If the government decides to use subsidies, tax breaks and other forms of industrial policy to encourage R&D, the supply curve would shift rightward equal to the amount of the reduction in the cost of production due to the policies. To ensure that the market equilibrium is at the social optimum, the shift in the supply curve caused by the governmental intervention should equal the value of the spillover.

Firms may apply for patents to grant them property rights to their breakthroughs for a limited period of time in which no other firms are able to benefit, hence giving firms more incentive to engage in R&D. This would cause a rightward shift in the private cost curve and cancel out the positive externality caused by the R&D. However, society will still benefit in the long run as when the patents eventually expire the breakthroughs will become non-excludable knowledge that can be used freely by other firms.


Above: A supply-and-demand diagram illustrating the positive externality of R&D. Note that the private cost > social cost.
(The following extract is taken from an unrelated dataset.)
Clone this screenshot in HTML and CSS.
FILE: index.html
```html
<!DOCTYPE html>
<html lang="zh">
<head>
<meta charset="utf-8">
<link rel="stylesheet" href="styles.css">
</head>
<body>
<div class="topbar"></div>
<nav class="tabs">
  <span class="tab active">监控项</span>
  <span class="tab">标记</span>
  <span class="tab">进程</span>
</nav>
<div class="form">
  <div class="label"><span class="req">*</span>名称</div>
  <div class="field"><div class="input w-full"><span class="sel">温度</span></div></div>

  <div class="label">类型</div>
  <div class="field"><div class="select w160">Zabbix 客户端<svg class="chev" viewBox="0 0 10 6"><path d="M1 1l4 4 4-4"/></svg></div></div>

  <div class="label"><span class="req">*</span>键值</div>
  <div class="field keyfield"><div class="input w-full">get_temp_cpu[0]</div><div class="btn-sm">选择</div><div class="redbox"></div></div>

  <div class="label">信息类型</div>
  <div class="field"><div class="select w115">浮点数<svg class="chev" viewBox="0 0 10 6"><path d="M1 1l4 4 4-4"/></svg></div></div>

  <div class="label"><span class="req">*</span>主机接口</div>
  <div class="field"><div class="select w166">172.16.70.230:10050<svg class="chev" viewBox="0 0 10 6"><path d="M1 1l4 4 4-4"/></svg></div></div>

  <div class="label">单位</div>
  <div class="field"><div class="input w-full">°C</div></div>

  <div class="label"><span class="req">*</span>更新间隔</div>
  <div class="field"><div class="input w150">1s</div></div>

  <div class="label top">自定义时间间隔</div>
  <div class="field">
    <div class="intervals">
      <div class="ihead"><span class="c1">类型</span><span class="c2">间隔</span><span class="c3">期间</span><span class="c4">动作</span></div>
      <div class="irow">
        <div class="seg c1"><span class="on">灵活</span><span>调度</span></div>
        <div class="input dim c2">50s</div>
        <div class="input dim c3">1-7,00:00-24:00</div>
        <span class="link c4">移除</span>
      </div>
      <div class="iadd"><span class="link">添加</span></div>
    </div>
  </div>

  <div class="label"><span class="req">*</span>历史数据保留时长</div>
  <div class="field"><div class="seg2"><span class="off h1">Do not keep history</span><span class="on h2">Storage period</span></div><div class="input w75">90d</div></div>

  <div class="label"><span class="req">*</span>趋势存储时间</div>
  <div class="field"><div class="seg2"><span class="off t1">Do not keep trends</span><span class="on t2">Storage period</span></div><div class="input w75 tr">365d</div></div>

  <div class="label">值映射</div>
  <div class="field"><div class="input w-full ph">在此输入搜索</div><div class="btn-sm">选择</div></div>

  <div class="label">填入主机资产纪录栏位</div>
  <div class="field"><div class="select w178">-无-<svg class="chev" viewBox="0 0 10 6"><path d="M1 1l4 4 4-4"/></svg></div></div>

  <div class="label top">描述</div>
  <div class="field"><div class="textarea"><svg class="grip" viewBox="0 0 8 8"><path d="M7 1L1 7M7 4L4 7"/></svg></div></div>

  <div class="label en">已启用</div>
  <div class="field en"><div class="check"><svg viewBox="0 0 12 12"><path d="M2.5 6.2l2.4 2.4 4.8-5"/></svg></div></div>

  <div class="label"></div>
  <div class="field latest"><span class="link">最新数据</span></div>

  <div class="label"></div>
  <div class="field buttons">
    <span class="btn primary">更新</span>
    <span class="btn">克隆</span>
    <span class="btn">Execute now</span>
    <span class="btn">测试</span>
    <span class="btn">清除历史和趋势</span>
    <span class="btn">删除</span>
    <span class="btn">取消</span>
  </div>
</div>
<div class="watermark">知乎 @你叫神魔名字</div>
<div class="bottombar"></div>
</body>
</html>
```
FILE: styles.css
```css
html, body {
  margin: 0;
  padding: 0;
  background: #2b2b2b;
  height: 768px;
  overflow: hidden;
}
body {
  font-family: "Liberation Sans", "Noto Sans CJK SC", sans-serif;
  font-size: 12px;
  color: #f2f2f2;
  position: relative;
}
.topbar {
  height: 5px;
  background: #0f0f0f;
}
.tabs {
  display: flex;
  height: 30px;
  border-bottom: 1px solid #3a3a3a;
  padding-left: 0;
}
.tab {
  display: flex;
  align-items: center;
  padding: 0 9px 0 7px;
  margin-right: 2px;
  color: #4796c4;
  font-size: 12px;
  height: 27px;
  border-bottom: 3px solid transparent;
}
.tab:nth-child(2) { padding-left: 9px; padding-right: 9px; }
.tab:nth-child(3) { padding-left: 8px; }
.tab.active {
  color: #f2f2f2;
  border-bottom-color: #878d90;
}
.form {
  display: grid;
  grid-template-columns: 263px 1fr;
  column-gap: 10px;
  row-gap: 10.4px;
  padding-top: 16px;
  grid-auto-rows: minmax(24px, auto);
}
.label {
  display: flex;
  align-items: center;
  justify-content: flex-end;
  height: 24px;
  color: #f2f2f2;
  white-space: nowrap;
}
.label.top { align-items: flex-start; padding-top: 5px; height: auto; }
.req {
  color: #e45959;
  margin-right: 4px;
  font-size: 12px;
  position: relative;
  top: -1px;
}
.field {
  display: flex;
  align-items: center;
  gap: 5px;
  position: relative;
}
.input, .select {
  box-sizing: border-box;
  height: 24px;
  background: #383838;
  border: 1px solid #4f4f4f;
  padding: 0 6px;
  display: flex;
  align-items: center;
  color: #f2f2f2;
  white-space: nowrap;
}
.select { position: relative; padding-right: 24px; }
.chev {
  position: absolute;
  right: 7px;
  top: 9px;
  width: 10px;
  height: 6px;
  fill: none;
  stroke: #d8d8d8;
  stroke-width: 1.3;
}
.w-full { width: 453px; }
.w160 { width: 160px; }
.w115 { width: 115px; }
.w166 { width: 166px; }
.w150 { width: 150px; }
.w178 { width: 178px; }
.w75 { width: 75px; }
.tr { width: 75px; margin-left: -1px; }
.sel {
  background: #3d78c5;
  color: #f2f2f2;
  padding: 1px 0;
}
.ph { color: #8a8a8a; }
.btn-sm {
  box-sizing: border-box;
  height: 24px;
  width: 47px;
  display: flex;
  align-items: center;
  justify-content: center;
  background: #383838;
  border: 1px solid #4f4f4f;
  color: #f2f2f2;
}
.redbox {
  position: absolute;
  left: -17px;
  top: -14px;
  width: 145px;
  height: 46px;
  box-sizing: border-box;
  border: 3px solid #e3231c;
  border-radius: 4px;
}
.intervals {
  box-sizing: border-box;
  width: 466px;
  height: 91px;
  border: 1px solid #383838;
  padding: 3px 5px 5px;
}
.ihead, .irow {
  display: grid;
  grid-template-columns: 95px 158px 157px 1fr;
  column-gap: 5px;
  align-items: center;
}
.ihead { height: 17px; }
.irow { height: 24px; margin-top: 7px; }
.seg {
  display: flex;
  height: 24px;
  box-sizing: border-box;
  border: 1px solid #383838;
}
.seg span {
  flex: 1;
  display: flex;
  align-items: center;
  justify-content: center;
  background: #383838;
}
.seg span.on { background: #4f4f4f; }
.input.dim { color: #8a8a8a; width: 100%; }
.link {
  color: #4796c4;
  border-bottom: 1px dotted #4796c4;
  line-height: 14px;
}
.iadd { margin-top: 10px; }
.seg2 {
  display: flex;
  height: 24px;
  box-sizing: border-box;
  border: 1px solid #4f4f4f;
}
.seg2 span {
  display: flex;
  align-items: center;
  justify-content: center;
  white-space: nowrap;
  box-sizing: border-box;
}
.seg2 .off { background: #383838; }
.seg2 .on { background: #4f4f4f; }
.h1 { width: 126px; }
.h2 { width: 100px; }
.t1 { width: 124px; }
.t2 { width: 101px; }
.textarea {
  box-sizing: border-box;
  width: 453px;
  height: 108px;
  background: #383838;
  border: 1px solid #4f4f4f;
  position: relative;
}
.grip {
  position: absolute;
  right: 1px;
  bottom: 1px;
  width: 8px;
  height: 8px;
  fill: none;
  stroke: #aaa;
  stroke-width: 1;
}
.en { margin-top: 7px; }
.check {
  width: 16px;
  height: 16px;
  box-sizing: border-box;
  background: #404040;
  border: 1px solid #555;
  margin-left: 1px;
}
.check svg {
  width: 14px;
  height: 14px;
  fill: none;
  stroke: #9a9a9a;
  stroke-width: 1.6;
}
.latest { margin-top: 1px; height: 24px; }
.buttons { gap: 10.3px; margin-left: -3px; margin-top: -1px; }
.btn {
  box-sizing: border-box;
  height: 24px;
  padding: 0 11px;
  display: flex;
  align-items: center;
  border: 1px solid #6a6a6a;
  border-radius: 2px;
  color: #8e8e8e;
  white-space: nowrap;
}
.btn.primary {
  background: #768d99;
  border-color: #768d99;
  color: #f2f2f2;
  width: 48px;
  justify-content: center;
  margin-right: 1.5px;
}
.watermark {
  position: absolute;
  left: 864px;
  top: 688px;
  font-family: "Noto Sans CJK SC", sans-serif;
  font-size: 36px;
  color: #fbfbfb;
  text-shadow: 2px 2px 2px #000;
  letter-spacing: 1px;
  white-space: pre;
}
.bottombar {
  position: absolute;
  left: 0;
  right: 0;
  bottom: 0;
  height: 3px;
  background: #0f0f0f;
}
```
A potential stumbling block for industrial policy is the indeterminate nature of the size of the spillovers from different markets, i.e. it is impossible if not extremely difficult to accurately predict the magnitude of the positive externality caused by R&D. Without accurate information about the benefits of the R&D of the various industries, the government is unable to determine the amount of subsidies and/or tax breaks to give out and may even cause a negative externality if the amount given is too great.

In conclusion, Singapore is increasing its spending on R&D because doing so would maximize the welfare of society as R&D has a large spillover effect that is beneficial to the industrial development of the country.